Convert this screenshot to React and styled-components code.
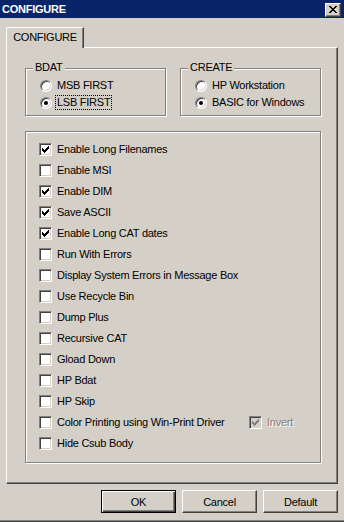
import React from "react";
import styled, { createGlobalStyle } from "styled-components";

const GlobalStyle = createGlobalStyle`
  body {
    margin: 0;
    background: #d4d0c8;
    font-family: "Liberation Sans", Arial, sans-serif;
    font-size: 11px;
    letter-spacing: -0.25px;
    color: #000;
  }
`;

// whole dialog window
const Dialog = styled.div`
  width: 344px;
  height: 522px;
  box-sizing: border-box;
  background: #d4d0c8;
  display: flex;
  flex-direction: column;
  border-bottom: 1px solid #404040;
  box-shadow: inset 0 -1px #808080;
`;

const TitleBar = styled.div`
  height: 18px;
  flex: 0 0 18px;
  background: #0a246a;
  color: #fff;
  font-weight: bold;
  display: flex;
  align-items: center;
  justify-content: space-between;
  padding: 0 3px 0 2px;
`;

const CloseButton = styled.div`
  width: 16px;
  height: 14px;
  box-sizing: border-box;
  background: #d4d0c8;
  border: 1px solid;
  border-color: #fff #404040 #404040 #fff;
  box-shadow: inset -1px -1px #808080;
  display: flex;
  align-items: center;
  justify-content: center;
  margin-top: 1px;
`;

const Body = styled.div`
  display: flex;
  flex-direction: column;
  padding: 9px 6px 0 6px;
`;

const TabStrip = styled.div`
  display: flex;
  height: 20px;
`;

const Tab = styled.div`
  position: relative;
  z-index: 1;
  width: 78px;
  height: 21px;
  box-sizing: border-box;
  background: #d4d0c8;
  border-top: 1px solid #fff;
  border-left: 1px solid #fff;
  border-right: 1px solid #404040;
  border-top-left-radius: 2px;
  box-shadow: inset -1px 0 #808080;
  display: flex;
  align-items: center;
  justify-content: center;
  padding-bottom: 2px;
`;

const Panel = styled.div`
  height: 437px;
  box-sizing: border-box;
  border: 1px solid;
  border-color: #fff #404040 #404040 #fff;
  box-shadow: inset -1px -1px #808080;
  padding: 20px 0 0 18px;
  display: flex;
  flex-direction: column;
`;

const TopRow = styled.div`
  display: flex;
  gap: 14px;
`;

// etched group box
const Group = styled.div`
  position: relative;
  width: ${(p) => p.width}px;
  height: ${(p) => p.height}px;
  box-sizing: border-box;
  border: 1px solid #808080;
  box-shadow: inset 1px 1px #fff, 1px 1px #fff;
  padding: ${(p) => p.pad};
  margin-top: ${(p) => p.mt || 0}px;
  display: flex;
  flex-direction: column;
`;

const Legend = styled.span`
  position: absolute;
  left: 7px;
  top: -8px;
  line-height: 13px;
  padding: 0 2px;
  background: #d4d0c8;
`;

const RadioRow = styled.div`
  height: 17px;
  display: flex;
  align-items: center;
  gap: 5px;
`;

const RadioCircle = styled.div`
  width: 12px;
  height: 12px;
  box-sizing: border-box;
  border-radius: 50%;
  border: 1px solid;
  border-color: #808080 #fff #fff #808080;
  box-shadow: inset 1px 1px #404040, inset -1px -1px #d4d0c8;
  background: #fff;
  display: flex;
  align-items: center;
  justify-content: center;
`;

const RadioDot = styled.div`
  width: 4px;
  height: 4px;
  border-radius: 50%;
  background: #000;
`;

const Label = styled.span`
  line-height: 13px;
  padding: 0 1px;
  margin-left: -1px;
  outline: ${(p) => (p.focused ? "1px dotted #000" : "none")};
  color: ${(p) => (p.disabled ? "#808080" : "#000")};
  text-shadow: ${(p) => (p.disabled ? "1px 1px #fff" : "none")};
  white-space: nowrap;
`;

const CheckRow = styled.div`
  height: 21px;
  display: flex;
  align-items: center;
`;

const Option = styled.div`
  display: flex;
  align-items: center;
  gap: 5px;
  flex: ${(p) => (p.fixed ? `0 0 ${p.fixed}px` : "0 0 auto")};
`;

const Box = styled.div`
  width: 13px;
  height: 13px;
  box-sizing: border-box;
  border: 1px solid;
  border-color: #808080 #fff #fff #808080;
  box-shadow: inset 1px 1px #404040, inset -1px -1px #d4d0c8;
  background: ${(p) => (p.disabled ? "#d4d0c8" : "#fff")};
  display: flex;
  align-items: center;
  justify-content: center;
`;

const ButtonRow = styled.div`
  display: flex;
  justify-content: flex-end;
  gap: 6px;
  padding-top: 6px;
`;

const Button = styled.div`
  width: 75px;
  height: 23px;
  box-sizing: border-box;
  border: 1px solid;
  border-color: ${(p) =>
    p.primary ? "#000" : "#fff #404040 #404040 #fff"};
  box-shadow: ${(p) =>
    p.primary
      ? "inset 1px 1px #fff, inset -1px -1px #404040, inset -2px -2px #808080"
      : "inset -1px -1px #808080"};
  display: flex;
  align-items: center;
  justify-content: center;
`;

const Check = ({ color = "#000" }) => (
  <svg width="7" height="7" viewBox="0 0 7 7" shapeRendering="crispEdges">
    <path
      fill={color}
      d="M6 0h1v3h-1zM5 1h1v3h-1zM4 2h1v3h-1zM0 2h1v3h-1zM1 3h1v3h-1zM2 4h1v3h-1zM3 3h1v3h-1z"
    />
  </svg>
);

const CheckBox = ({ checked, disabled, label }) => (
  <>
    <Box disabled={disabled}>{checked && <Check color={disabled ? "#808080" : "#000"} />}</Box>
    <Label disabled={disabled}>{label}</Label>
  </>
);

const Radio = ({ checked, label, focused }) => (
  <RadioRow>
    <RadioCircle>{checked && <RadioDot />}</RadioCircle>
    <Label focused={focused}>{label}</Label>
  </RadioRow>
);

const options = [
  ["Enable Long Filenames", true],
  ["Enable MSI", false],
  ["Enable DIM", true],
  ["Save ASCII", true],
  ["Enable Long CAT dates", true],
  ["Run With Errors", false],
  ["Display System Errors in Message Box", false],
  ["Use Recycle Bin", false],
  ["Dump Plus", false],
  ["Recursive CAT", false],
  ["Gload Down", false],
  ["HP Bdat", false],
  ["HP Skip", false],
  ["Color Printing using Win-Print Driver", false],
  ["Hide Csub Body", false],
];

export default function App() {
  return (
    <Dialog>
      <GlobalStyle />
      <TitleBar>
        <span>CONFIGURE</span>
        <CloseButton>
          <svg width="8" height="7" viewBox="0 0 8 7" shapeRendering="crispEdges">
            <path
              fill="#000"
              d="M0 0h2v1h-2zM6 0h2v1h-2zM1 1h2v1h-2zM5 1h2v1h-2zM2 2h4v1h-4zM3 3h2v1h-2zM2 4h4v1h-4zM1 5h2v1h-2zM5 5h2v1h-2zM0 6h2v1h-2zM6 6h2v1h-2z"
            />
          </svg>
        </CloseButton>
      </TitleBar>
      <Body>
        <TabStrip>
          <Tab>CONFIGURE</Tab>
        </TabStrip>
        <Panel>
          <TopRow>
            <Group width={141} height={48} pad="8px 0 0 14px">
              <Legend>BDAT</Legend>
              <Radio label="MSB FIRST" />
              <Radio label="LSB FIRST" checked focused />
            </Group>
            <Group width={141} height={48} pad="8px 0 0 14px">
              <Legend>CREATE</Legend>
              <Radio label="HP Workstation" />
              <Radio label="BASIC for Windows" checked />
            </Group>
          </TopRow>
          <Group width={296} height={332} pad="7px 0 8px 13px" mt={15}>
            {options.map(([label, checked]) => (
              <CheckRow key={label}>
                <Option fixed={label.startsWith("Color") ? 210 : 0}>
                  <CheckBox checked={checked} label={label} />
                </Option>
                {label.startsWith("Color") && (
                  <Option>
                    <CheckBox checked disabled label="Invert" />
                  </Option>
                )}
              </CheckRow>
            ))}
          </Group>
        </Panel>
        <ButtonRow>
          <Button primary>OK</Button>
          <Button>Cancel</Button>
          <Button>Default</Button>
        </ButtonRow>
      </Body>
    </Dialog>
  );
}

+ + +

AIM OF THE EXERCISE
Leave out the pictures and give the listing above again exactly.

SOLUTION FOR THIS TASK
Convert this screenshot to React and styled-components code.
import React from "react";
import styled, { createGlobalStyle } from "styled-components";

const GlobalStyle = createGlobalStyle`
  body {
    margin: 0;
    background: #d4d0c8;
    font-family: "Liberation Sans", Arial, sans-serif;
    font-size: 11px;
    letter-spacing: -0.25px;
    color: #000;
  }
`;

// whole dialog window
const Dialog = styled.div`
  width: 344px;
  height: 522px;
  box-sizing: border-box;
  background: #d4d0c8;
  display: flex;
  flex-direction: column;
  border-bottom: 1px solid #404040;
  box-shadow: inset 0 -1px #808080;
`;

const TitleBar = styled.div`
  height: 18px;
  flex: 0 0 18px;
  background: #0a246a;
  color: #fff;
  font-weight: bold;
  display: flex;
  align-items: center;
  justify-content: space-between;
  padding: 0 3px 0 2px;
`;

const CloseButton = styled.div`
  width: 16px;
  height: 14px;
  box-sizing: border-box;
  background: #d4d0c8;
  border: 1px solid;
  border-color: #fff #404040 #404040 #fff;
  box-shadow: inset -1px -1px #808080;
  display: flex;
  align-items: center;
  justify-content: center;
  margin-top: 1px;
`;

const Body = styled.div`
  display: flex;
  flex-direction: column;
  padding: 9px 6px 0 6px;
`;

const TabStrip = styled.div`
  display: flex;
  height: 20px;
`;

const Tab = styled.div`
  position: relative;
  z-index: 1;
  width: 78px;
  height: 21px;
  box-sizing: border-box;
  background: #d4d0c8;
  border-top: 1px solid #fff;
  border-left: 1px solid #fff;
  border-right: 1px solid #404040;
  border-top-left-radius: 2px;
  box-shadow: inset -1px 0 #808080;
  display: flex;
  align-items: center;
  justify-content: center;
  padding-bottom: 2px;
`;

const Panel = styled.div`
  height: 437px;
  box-sizing: border-box;
  border: 1px solid;
  border-color: #fff #404040 #404040 #fff;
  box-shadow: inset -1px -1px #808080;
  padding: 20px 0 0 18px;
  display: flex;
  flex-direction: column;
`;

const TopRow = styled.div`
  display: flex;
  gap: 14px;
`;

// etched group box
const Group = styled.div`
  position: relative;
  width: ${(p) => p.width}px;
  height: ${(p) => p.height}px;
  box-sizing: border-box;
  border: 1px solid #808080;
  box-shadow: inset 1px 1px #fff, 1px 1px #fff;
  padding: ${(p) => p.pad};
  margin-top: ${(p) => p.mt || 0}px;
  display: flex;
  flex-direction: column;
`;

const Legend = styled.span`
  position: absolute;
  left: 7px;
  top: -8px;
  line-height: 13px;
  padding: 0 2px;
  background: #d4d0c8;
`;

const RadioRow = styled.div`
  height: 17px;
  display: flex;
  align-items: center;
  gap: 5px;
`;

const RadioCircle = styled.div`
  width: 12px;
  height: 12px;
  box-sizing: border-box;
  border-radius: 50%;
  border: 1px solid;
  border-color: #808080 #fff #fff #808080;
  box-shadow: inset 1px 1px #404040, inset -1px -1px #d4d0c8;
  background: #fff;
  display: flex;
  align-items: center;
  justify-content: center;
`;

const RadioDot = styled.div`
  width: 4px;
  height: 4px;
  border-radius: 50%;
  background: #000;
`;

const Label = styled.span`
  line-height: 13px;
  padding: 0 1px;
  margin-left: -1px;
  outline: ${(p) => (p.focused ? "1px dotted #000" : "none")};
  color: ${(p) => (p.disabled ? "#808080" : "#000")};
  text-shadow: ${(p) => (p.disabled ? "1px 1px #fff" : "none")};
  white-space: nowrap;
`;

const CheckRow = styled.div`
  height: 21px;
  display: flex;
  align-items: center;
`;

const Option = styled.div`
  display: flex;
  align-items: center;
  gap: 5px;
  flex: ${(p) => (p.fixed ? `0 0 ${p.fixed}px` : "0 0 auto")};
`;

const Box = styled.div`
  width: 13px;
  height: 13px;
  box-sizing: border-box;
  border: 1px solid;
  border-color: #808080 #fff #fff #808080;
  box-shadow: inset 1px 1px #404040, inset -1px -1px #d4d0c8;
  background: ${(p) => (p.disabled ? "#d4d0c8" : "#fff")};
  display: flex;
  align-items: center;
  justify-content: center;
`;

const ButtonRow = styled.div`
  display: flex;
  justify-content: flex-end;
  gap: 6px;
  padding-top: 6px;
`;

const Button = styled.div`
  width: 75px;
  height: 23px;
  box-sizing: border-box;
  border: 1px solid;
  border-color: ${(p) =>
    p.primary ? "#000" : "#fff #404040 #404040 #fff"};
  box-shadow: ${(p) =>
    p.primary
      ? "inset 1px 1px #fff, inset -1px -1px #404040, inset -2px -2px #808080"
      : "inset -1px -1px #808080"};
  display: flex;
  align-items: center;
  justify-content: center;
`;

const Check = ({ color = "#000" }) => (
  <svg width="7" height="7" viewBox="0 0 7 7" shapeRendering="crispEdges">
    <path
      fill={color}
      d="M6 0h1v3h-1zM5 1h1v3h-1zM4 2h1v3h-1zM0 2h1v3h-1zM1 3h1v3h-1zM2 4h1v3h-1zM3 3h1v3h-1z"
    />
  </svg>
);

const CheckBox = ({ checked, disabled, label }) => (
  <>
    <Box disabled={disabled}>{checked && <Check color={disabled ? "#808080" : "#000"} />}</Box>
    <Label disabled={disabled}>{label}</Label>
  </>
);

const Radio = ({ checked, label, focused }) => (
  <RadioRow>
    <RadioCircle>{checked && <RadioDot />}</RadioCircle>
    <Label focused={focused}>{label}</Label>
  </RadioRow>
);

const options = [
  ["Enable Long Filenames", true],
  ["Enable MSI", false],
  ["Enable DIM", true],
  ["Save ASCII", true],
  ["Enable Long CAT dates", true],
  ["Run With Errors", false],
  ["Display System Errors in Message Box", false],
  ["Use Recycle Bin", false],
  ["Dump Plus", false],
  ["Recursive CAT", false],
  ["Gload Down", false],
  ["HP Bdat", false],
  ["HP Skip", false],
  ["Color Printing using Win-Print Driver", false],
  ["Hide Csub Body", false],
];

export default function App() {
  return (
    <Dialog>
      <GlobalStyle />
      <TitleBar>
        <span>CONFIGURE</span>
        <CloseButton>
          <svg width="8" height="7" viewBox="0 0 8 7" shapeRendering="crispEdges">
            <path
              fill="#000"
              d="M0 0h2v1h-2zM6 0h2v1h-2zM1 1h2v1h-2zM5 1h2v1h-2zM2 2h4v1h-4zM3 3h2v1h-2zM2 4h4v1h-4zM1 5h2v1h-2zM5 5h2v1h-2zM0 6h2v1h-2zM6 6h2v1h-2z"
            />
          </svg>
        </CloseButton>
      </TitleBar>
      <Body>
        <TabStrip>
          <Tab>CONFIGURE</Tab>
        </TabStrip>
        <Panel>
          <TopRow>
            <Group width={141} height={48} pad="8px 0 0 14px">
              <Legend>BDAT</Legend>
              <Radio label="MSB FIRST" />
              <Radio label="LSB FIRST" checked focused />
            </Group>
            <Group width={141} height={48} pad="8px 0 0 14px">
              <Legend>CREATE</Legend>
              <Radio label="HP Workstation" />
              <Radio label="BASIC for Windows" checked />
            </Group>
          </TopRow>
          <Group width={296} height={332} pad="7px 0 8px 13px" mt={15}>
            {options.map(([label, checked]) => (
              <CheckRow key={label}>
                <Option fixed={label.startsWith("Color") ? 210 : 0}>
                  <CheckBox checked={checked} label={label} />
                </Option>
                {label.startsWith("Color") && (
                  <Option>
                    <CheckBox checked disabled label="Invert" />
                  </Option>
                )}
              </CheckRow>
            ))}
          </Group>
        </Panel>
        <ButtonRow>
          <Button primary>OK</Button>
          <Button>Cancel</Button>
          <Button>Default</Button>
        </ButtonRow>
      </Body>
    </Dialog>
  );
}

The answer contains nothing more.